The 2011 UKBA Guidance gave a hint: it seemed to take a rather “business friendly” approach by suggesting that “having a UK subsidiary will not, in itself, mean that a parent company is carrying on a business in the UK, since a subsidiary may act independently of its parent or other group companies.” The Ministry of Justice however emphasized in this guidance that courts would be the final arbiter.
On January 31, 2020, Airbus SE announced that it would pay €3.6 billion ($4 billion) to settle global bribery and trade charges with French, U.S., and UK authorities. In the UK, Airbus SE committed to pay €991 million ($1.09 billion) to the Serious Fraud Office. This is pursuant to a deferred prosecution agreement, which, as required by the Crime and Courts Act of 2013, has been duly approved by a Crown Court judgment.
The UK court decision is good place to look for a first judicial interpretation on the extraterritorial reach of Section 7 of the UKBA.
Airbus SE is registered in the Netherlands, has its operational headquarters in France, and admitted to facts that occurred outside of the UK territory.
I read the judgment as adopting a strong pro-extraterritorial stance.
The judgment notes that Airbus SE, the only entity subject to prosecution as the Group’s parent company, had “continuously carried on part of their business in the United Kingdom,” based on the fact that it had two subsidiaries in the UK: Airbus Operations Limited (through Airbus SAS, a French company) and Airbus Military UK Limited (through Airbus Defence and Space SA, a Spanish company).
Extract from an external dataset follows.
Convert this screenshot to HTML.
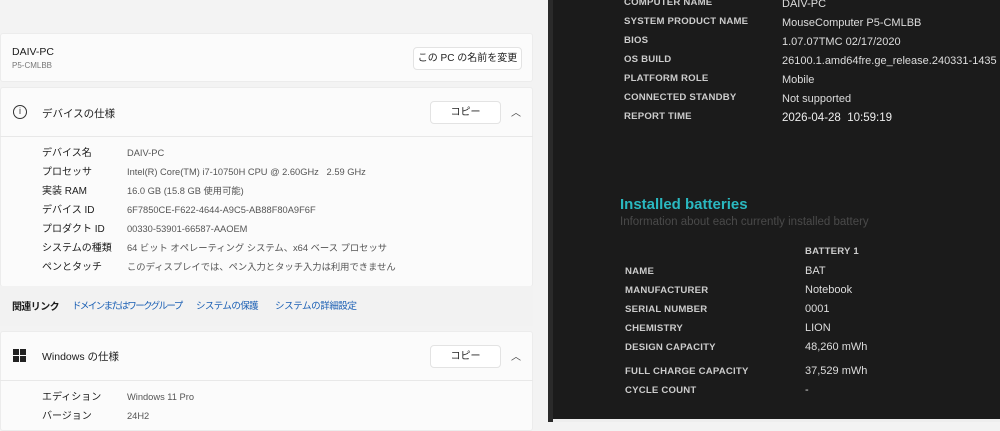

No reference is made either to the percentage of the Group’s turnover in the UK, or to a potential improper behavior of the UK subsidiaries.
The document further highlights that “Airbus Operations Limited and Airbus Military UK Ltd, through Airbus SAS and Airbus Defense and Space SA are subject to the strategic and operational management of Airbus SE.”
However, no line of legal reasoning aims at showing that the powers of Airbus SE over the management of its UK subsidiaries could be linked to control deficiencies in the UK.
Other facts that could hypothetically generate a “UK nexus,” such as a UK potential inadvertent financing of corrupt transactions by UK Export Finance (UKEF) or the potential involvement of UK nationals are lightly touched upon in the judgment, but not weaved into a legal discussion on extraterritoriality.
The judgment notes that UK jurisdiction is “common ground” in the case, suggesting that the judge might be deferring, at least to a certain extent, to the decision of Airbus SE to agree to UK jurisdiction.
Finally, let’s examine the section of the judgment that credits Airbus for cooperating “to the fullest extent possible” in the UK investigation.
Presiding judge Dame Victoria Sharp said, “It is to be noted that through its engagement with the SFO related in the first instance to matters concerning UKEF, Airbus also accepted that the Bribery Act 2010 provided the SFO with extended extraterritorial powers and with a potential interest in facts post 2011. This was an unprecedented step for a Dutch and French domiciled company to take, in respect of the reporting of conduct which had taken place almost exclusively overseas.”
Let’s observe that there might be a bit of a contradiction above: if a legal challenge by a foreign defendant over UK jurisdiction amounts to a lack of cooperation and may end up harming the defendant’s cause, this might put the defendant under a certain pressure not to trigger a judicial battle over jurisdiction. In these conditions, would it really be appropriate for the judge to defer to the fact that the defendant is not challenging UK jurisdiction?
Only time will tell, with further cases and judicial decisions, whether there are limits to the extraterritorial reach of Section 7 of the UKBA or whether the simple fact of having a subsidiary in the UK is enough to legally subject any global company to UK investigations and prosecution.